Aqui faz-se necessário formular um balanço político dos eventos do ano passado desde a emergência da “crise da dívida pública”. O anúncio do pedido de resgate português não produziu nenhuma perturbação nos mercados financeiros. De fato, os mercados de ações tiveram altas e o Euro saiu fortalecido diante do Dólar.
Esta resposta não significa um sinal do fortalecimento do sistema financeiro europeu. Ela foi resultado de fatores políticos, e não econômicos. A relativa calmaria que seguiu o anúncio do resgate era expressão do fato de que os mercados financeiros chegaram à conclusão de que, mesmo que a situação financeira esteja piorando, o aparato político oficial trabalhará para assegurar que suas demandas sejam impostas. Em Portugal, os dois principais partidos parlamentares, o Partido Socialista e a oposição de direita, o Partido Social Democrata, são ambos comprometidos com a imposição de medidas de austeridade a favor dos bancos, qualquer que seja o resultado das eleições de 5 de junho no país.

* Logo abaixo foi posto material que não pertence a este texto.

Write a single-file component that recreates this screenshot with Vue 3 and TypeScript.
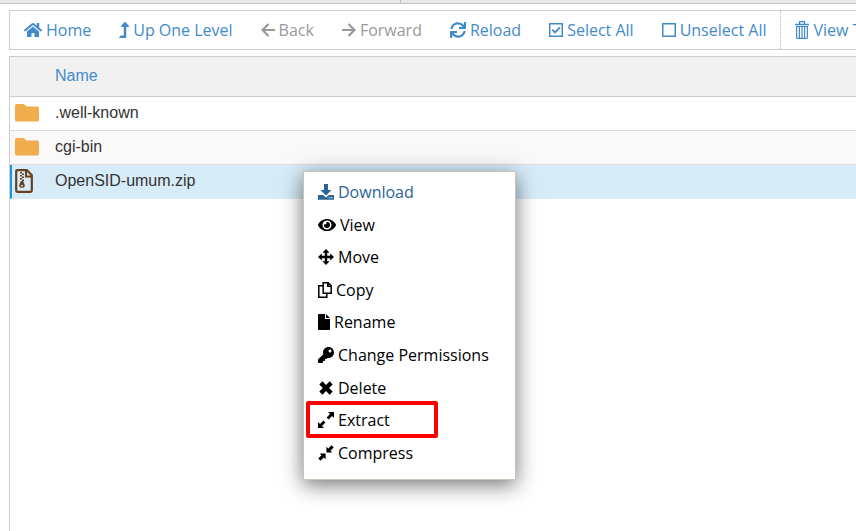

Já o chamado Bloco de Esquerda divulgou uma declaração de que apresentará um “plano em resposta à situação da dívida”. Mas os mercados financeiros já levaram em conta os partidos de “esquerda” e as direções sindicais com base nas experiências dos últimos 12 meses na Grécia, Irlanda e mesmo em Portugal. Eles já “incluíram na fatura” de seus cálculos que em todos os países esses aparatos opõem-se veementemente ao desenvolvimento de uma luta política independente da classe trabalhadora pela derrubada dos governos do capital financeiro.
As forças desta luta, porém, estão surgindo. Os atos de milhares de jovens trabalhadores e famílias no dia 12 de março, organizados independentemente dos aparatos oficiais, apontam o caminho a ser seguido. Este movimento precisa ser armado com um programa socialista internacionalista, pelo estabelecimento de um governo operário na luta pelos Estados Unidos Socialistas da Europa. Esta é a perspectiva do Comitê Internacional da Quarta Internacional (CIQI-1953).